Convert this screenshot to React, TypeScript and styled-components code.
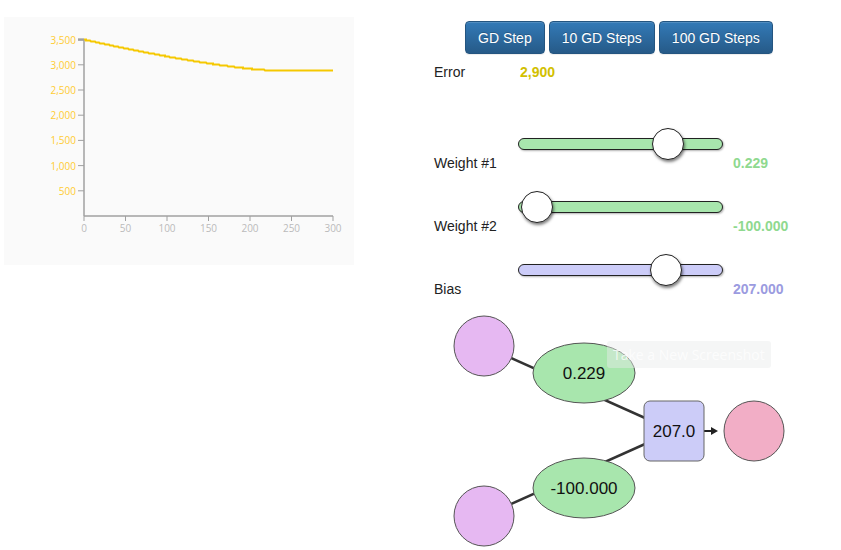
import React from 'react'
import styled, { createGlobalStyle } from 'styled-components'

const GlobalStyle = createGlobalStyle`
  body {
    margin: 0;
    background: #ffffff;
    font-family: "Liberation Sans", Arial, sans-serif;
    color: #222222;
  }
`

// chart geometry, in panel coordinates
const X0 = 80
const Y0 = 199
const X_PER_UNIT = 249 / 300
const Y_PER_UNIT = 25.2 / 500

const sx = (t: number) => X0 + t * X_PER_UNIT
const sy = (v: number) => Y0 - v * Y_PER_UNIT

const errorAt = (t: number) => {
  if (t >= 225) return 2900
  return 2900 + 610 * Math.pow(1 - t / 225, 1.35)
}

const curvePath = () => {
  let d = ''
  for (let t = 0; t <= 300; t++) {
    const x = Math.round(sx(t))
    const y = Math.round(sy(errorAt(t))) + 0.5
    d += (t === 0 ? 'M' : 'L') + x + ',' + y
  }
  return d
}

const yTicks = [3500, 3000, 2500, 2000, 1500, 1000, 500]
const xTicks = [0, 50, 100, 150, 200, 250, 300]

const sliders = [
  { label: 'Weight #1', value: '0.229', fraction: 0.785, fill: '#a8e6ad', tone: '#8fd98f' },
  { label: 'Weight #2', value: '-100.000', fraction: 0.01, fill: '#a8e6ad', tone: '#8fd98f' },
  { label: 'Bias', value: '207.000', fraction: 0.77, fill: '#ccccf8', tone: '#9b9be0' }
]

export default function App () {
  return (
    <>
      <GlobalStyle />
      <Page>
        <LeftCol>
          <ChartPanel>
            <svg width="350" height="248">
              <line x1={X0} y1={sy(3500)} x2={X0} y2={Y0} stroke="#a0a0a0" strokeWidth="1.5" />
              <line x1={X0} y1={Y0} x2={sx(300)} y2={Y0} stroke="#a0a0a0" strokeWidth="1.5" />
              {yTicks.map(v => (
                <g key={v}>
                  <line x1={X0 - 6} x2={X0} y1={sy(v)} y2={sy(v)} stroke="#a0a0a0" strokeWidth={v === 3500 ? 2.5 : 1} />
                  <AxisText x={X0 - 8} y={sy(v)} textAnchor="end" dominantBaseline="central" fill="#ffcc33">
                    {v.toLocaleString('en-US')}
                  </AxisText>
                </g>
              ))}
              {xTicks.map(t => (
                <g key={t}>
                  <line x1={sx(t)} x2={sx(t)} y1={Y0} y2={Y0 + 5} stroke="#a0a0a0" strokeWidth="1" />
                  <AxisText x={sx(t)} y={Y0 + 12} textAnchor="middle" dominantBaseline="central" fill="#bbbbbb">
                    {t}
                  </AxisText>
                </g>
              ))}
              <path d={curvePath()} fill="none" stroke="#f5c800" strokeWidth="2" />
            </svg>
          </ChartPanel>
        </LeftCol>

        <RightCol>
          <ButtonRow>
            <StepButton>GD Step</StepButton>
            <StepButton>10 GD Steps</StepButton>
            <StepButton>100 GD Steps</StepButton>
          </ButtonRow>

          <StatRow>
            <span>Error</span>
            <StatValue $tone="#d2c000">2,900</StatValue>
          </StatRow>

          <SliderList>
            {sliders.map(s => (
              <SliderBlock key={s.label}>
                <Track $fill={s.fill}>
                  <Thumb style={{ left: `${16 + s.fraction * 170}px` }} />
                </Track>
                <LabelRow>
                  <span>{s.label}</span>
                  <StatValue $tone={s.tone}>{s.value}</StatValue>
                </LabelRow>
              </SliderBlock>
            ))}
          </SliderList>

          <Diagram width="360" height="250">
            <line x1="50" y1="46" x2="240" y2="131" stroke="#333" strokeWidth="2.5" />
            <line x1="50" y1="216" x2="240" y2="131" stroke="#333" strokeWidth="2.5" />
            <line x1="270" y1="131" x2="279" y2="131" stroke="#222" strokeWidth="2" />
            <polygon points="277,127 284,131 277,135" fill="#222" />

            <circle cx="50" cy="46" r="30" fill="#e6b8f2" stroke="#555" strokeWidth="1" />
            <circle cx="50" cy="216" r="30" fill="#e6b8f2" stroke="#555" strokeWidth="1" />

            <ellipse cx="150" cy="73" rx="51" ry="30" fill="#a8e6ad" stroke="#555" strokeWidth="1" />
            <NodeText x="150" y="73">0.229</NodeText>

            <ellipse cx="150" cy="188" rx="51" ry="30" fill="#a8e6ad" stroke="#555" strokeWidth="1" />
            <NodeText x="150" y="188">-100.000</NodeText>

            <rect x="210" y="101" width="60" height="60" rx="6" fill="#ccccf8" stroke="#666" strokeWidth="1" />
            <NodeText x="240" y="131">207.0</NodeText>

            <circle cx="320" cy="131" r="30" fill="#f2aec6" stroke="#555" strokeWidth="1" />
          </Diagram>

          <Toast>Take a New Screenshot</Toast>
        </RightCol>
      </Page>
    </>
  )
}

const Page = styled.div`
  display: flex;
  align-items: flex-start;
`

const LeftCol = styled.div`
  width: 430px;
  padding: 17px 0 0 4px;
`

const ChartPanel = styled.div`
  width: 350px;
  height: 248px;
  background: #fafafa;

  svg {
    display: block;
  }
`

const AxisText = styled.text`
  font-family: "Open Sans", "Liberation Sans", sans-serif;
  font-size: 10px;
`

const RightCol = styled.div`
  position: relative;
  width: 407px;
  display: flex;
  flex-direction: column;
  font-size: 14px;
`

const ButtonRow = styled.div`
  display: flex;
  gap: 4px;
  margin: 21px 0 0 31px;
`

const StepButton = styled.button`
  height: 33px;
  padding: 0 12px;
  font-family: "Liberation Sans", Arial, sans-serif;
  font-size: 14px;
  color: #ffffff;
  background: linear-gradient(to bottom, #337ab7 0%, #265a88 100%);
  border: 1px solid #245580;
  border-radius: 4px;
  box-shadow: inset 0 1px 0 rgba(255, 255, 255, 0.15), 0 1px 1px rgba(0, 0, 0, 0.075);
  text-shadow: 0 -1px 0 rgba(0, 0, 0, 0.2);
  cursor: pointer;
`

const StatRow = styled.div`
  display: grid;
  grid-template-columns: 86px auto;
  margin-top: 8px;
  line-height: 20px;
`

const StatValue = styled.span<{ $tone: string }>`
  font-weight: bold;
  color: ${p => p.$tone};
`

const SliderList = styled.div`
  display: flex;
  flex-direction: column;
  gap: 28px;
  margin-top: 56px;
`

const SliderBlock = styled.div`
  display: flex;
  flex-direction: column;
`

const Track = styled.div<{ $fill: string }>`
  position: relative;
  box-sizing: border-box;
  width: 205px;
  height: 12px;
  margin-left: 84px;
  background: ${p => p.$fill};
  border: 1.5px solid #222;
  border-radius: 6px;
  box-shadow: 1px 1px 2px rgba(0, 0, 0, 0.3);
`

const Thumb = styled.div`
  position: absolute;
  top: 50%;
  box-sizing: border-box;
  width: 32px;
  height: 32px;
  transform: translate(-50%, -50%);
  background: #ffffff;
  border: 1.5px solid #222;
  border-radius: 50%;
  box-shadow: 1px 2px 3px rgba(0, 0, 0, 0.5);
`

const LabelRow = styled.div`
  display: grid;
  grid-template-columns: 299px auto;
  margin-top: 3px;
  line-height: 20px;
`

const Diagram = styled.svg`
  display: block;
  margin-top: 1px;
`

const NodeText = styled.text.attrs({ textAnchor: 'middle', dominantBaseline: 'central' })`
  font-family: "Liberation Sans", Arial, sans-serif;
  font-size: 17px;
  fill: #111;
`

const Toast = styled.div`
  position: absolute;
  left: 173px;
  top: 341px;
  height: 27px;
  box-sizing: border-box;
  padding: 0 6px;
  line-height: 27px;
  border-radius: 3px;
  background: rgba(232, 236, 236, 0.45);
  color: rgba(255, 255, 255, 0.75);
  font-family: "Open Sans", "Liberation Sans", sans-serif;
  font-size: 14px;
  white-space: nowrap;
`
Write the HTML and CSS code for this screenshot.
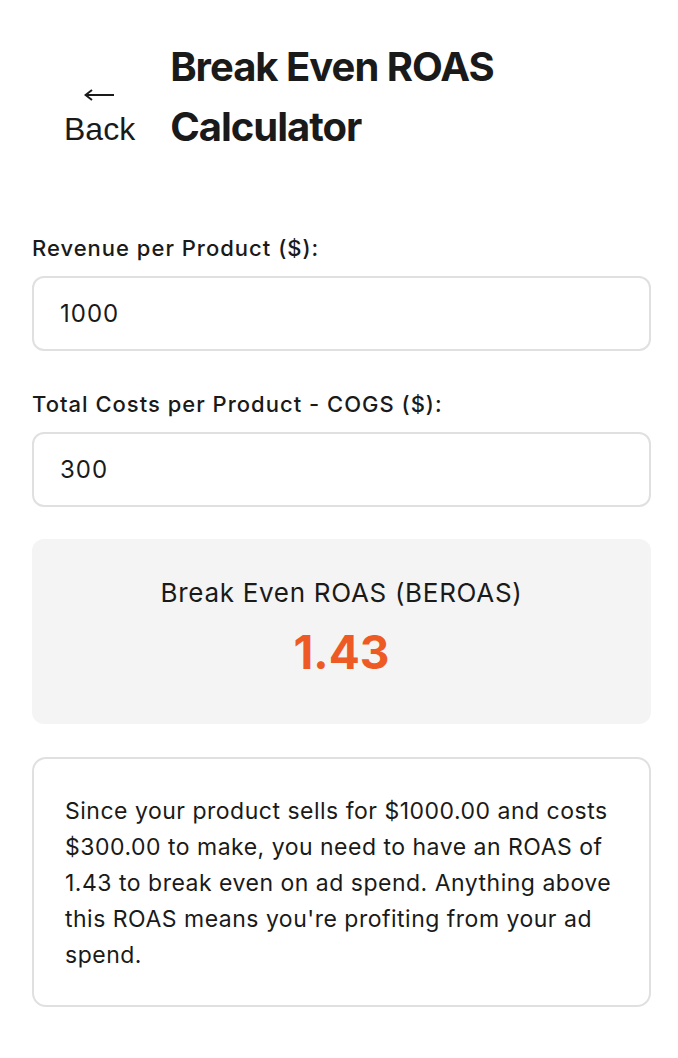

☆ ☆ ☆ ☆ ☆ ☆ ☆

Goal: Omitting all pictures, restate exactly the lines of the material from its start through the line that contains "const xTicks = [0, 50, 100, 150, 200, 250, 300]".

Solution to this problem:
Convert this screenshot to React, TypeScript and styled-components code.
import React from 'react'
import styled, { createGlobalStyle } from 'styled-components'

const GlobalStyle = createGlobalStyle`
  body {
    margin: 0;
    background: #ffffff;
    font-family: "Liberation Sans", Arial, sans-serif;
    color: #222222;
  }
`

// chart geometry, in panel coordinates
const X0 = 80
const Y0 = 199
const X_PER_UNIT = 249 / 300
const Y_PER_UNIT = 25.2 / 500

const sx = (t: number) => X0 + t * X_PER_UNIT
const sy = (v: number) => Y0 - v * Y_PER_UNIT

const errorAt = (t: number) => {
  if (t >= 225) return 2900
  return 2900 + 610 * Math.pow(1 - t / 225, 1.35)
}

const curvePath = () => {
  let d = ''
  for (let t = 0; t <= 300; t++) {
    const x = Math.round(sx(t))
    const y = Math.round(sy(errorAt(t))) + 0.5
    d += (t === 0 ? 'M' : 'L') + x + ',' + y
  }
  return d
}

const yTicks = [3500, 3000, 2500, 2000, 1500, 1000, 500]
const xTicks = [0, 50, 100, 150, 200, 250, 300]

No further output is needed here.